Opinioni & Commenti
Quella convocazione universale nel segno del digiuno e della preghiera
Questo e molto altro vorremmo dire a Papa Francesco, pieni di stupore e gratitudine per questo invito forte e netto – in mezzo a distrazione, esitazione e collettiva afasia – a riconsiderare quelle cose invisibili che crediamo pesino poco, contino nulla: sabato sono balzate invece alla coscienza di tutti noi per la loro forza decisiva. Senza di esse – l’elenco delle realtà invisibili è lungo: fiducia, speranza, amore…. – non siamo più umani. Senza l’armonia che queste realtà producono non vivremmo in una semplice disarmonia – ci ha ricordato il Papa – ma cadremmo nell’abisso del caos. E quel conflitto che ci portiamo dentro dilagherebbe in modo distruttivo, contagioso come sempre, «facendo rivivere Caino».
Dal silenzio delle claustrali al gemito dei morenti, in ospedali improvvisati dalle tante zone di guerra, una corrente calda di umanità è passata, profonda, silente, per non dimenticare nessun urlo di dolore di questo mondo, che Papa Francesco ci ha ricordato essere un dono per gli uomini, una casa dove vivere in armonia, custodendoci gli uni gli altri.
C’è un magistero coerente e crescente dei papi: gesti inediti e audaci dei predecessori sono trampolino per una nuova profezia: quella appunto di una convocazione universale proprio a Roma, nel segno del digiuno e della preghiera, guardando per qualche istante a Gesù crocifisso, unica risposta per restaurare la fraternità tra gli uomini o alla Madonna, Salus populi romani. Segni cristiani, eppure indicati a tutti col tono della supplica, con il timbro basso della meditazione.
Come ogni profezia, le parole di Papa Francesco sono state taglienti, sferzanti e insieme piene di dolcezza e mitezza. Senza concedere nulla alla retorica della profezia, ci è giunta la scomodità del profeta che si fa semplice, piccolo, umile e che quanto più si abbassa più è innalzato, più intende servire e più è ascoltato. Tagliente perché non è possibile non capire il gesto e le parole di sabato sera: con la semplicità della verità – perché la verità è semplice, il messaggio di Dio in Gesù lo devono poter accogliere i bambini, i semplici – Papa Francesco è arrivato a tutti, svelando che il pensiero per cui crediamo che la via della violenza e della guerra non possa cambiare è un alibi. Crediamo normale ciò che non lo è, attribuiamo buon senso al nostro egoismo. «Possiamo uscire da questa spirale di dolore e di morte? … Voglio rispondere: Sì, è possibile per tutti! Vorrei che da ogni parte della terra noi gridassimo: Sì, è possibile per tutti! Anzi, vorrei che ognuno di noi, dal più piccolo al più grande, fino a coloro che sono chiamati a governare le Nazioni, rispondesse: Sì, lo vogliamo!».

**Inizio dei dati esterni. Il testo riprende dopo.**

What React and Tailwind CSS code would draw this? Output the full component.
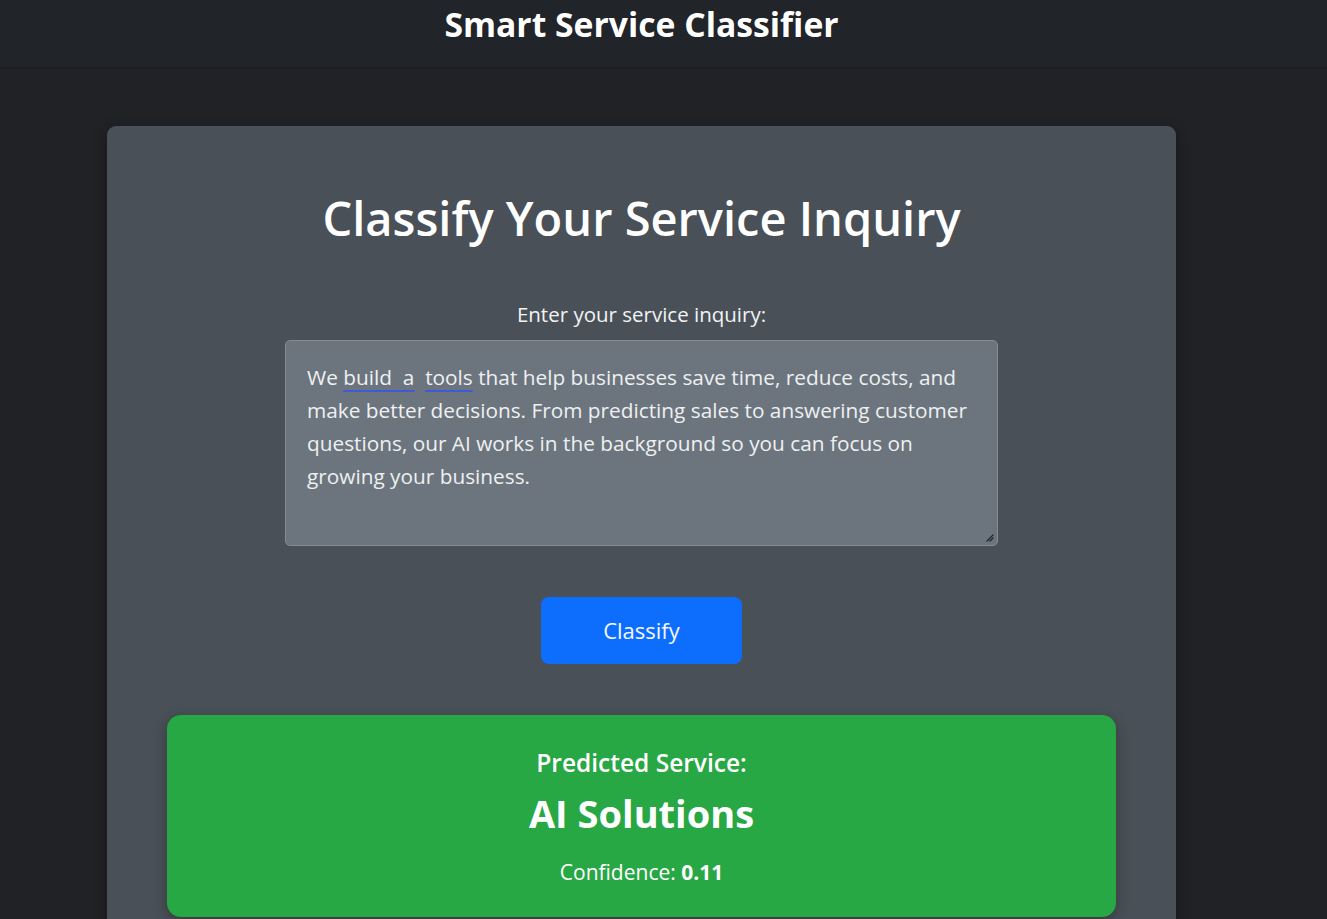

Una parola così semplice ha introdotto in un tempo breve gesti illuminati e governo così autorevole! Chi si aspettava passaggi ad effetto non li ha avuti, abbiamo ascoltato un discorso accorato, tutto sul registro sobrio della meditazione. A chi poi, ascoltatolo, continua a sostenere con scetticismo che «essere in favore della pace è sacrosanto, proporre invece di espellere la guerra dalla storia è, come si capisce, tutto un altro discorso» (Galli Della Loggia, Corriere della Sera, 8 settembre), Papa Francesco ha già risposto: «Abbiamo perfezionato le nostre armi, la nostra coscienza si è addormentata, abbiamo reso più sottili le nostre ragioni per giustificarci. Come se fosse una cosa normale, continuiamo a seminare distruzione, dolore, morte!». «La violenza e la guerra non è mai la via della pace! Ognuno si animi a guardare nel profondo della propria coscienza e ascolti quella parola che dice: esci dai tuoi interessi che atrofizzano il cuore, supera l’indifferenza verso l’altro….vinci le tue ragioni di morte…».
La via c’è, forse manca la convinzione di provare a percorrerla. Oggi, in ciascuno e in tutti: dai bambini ai capi delle Nazioni.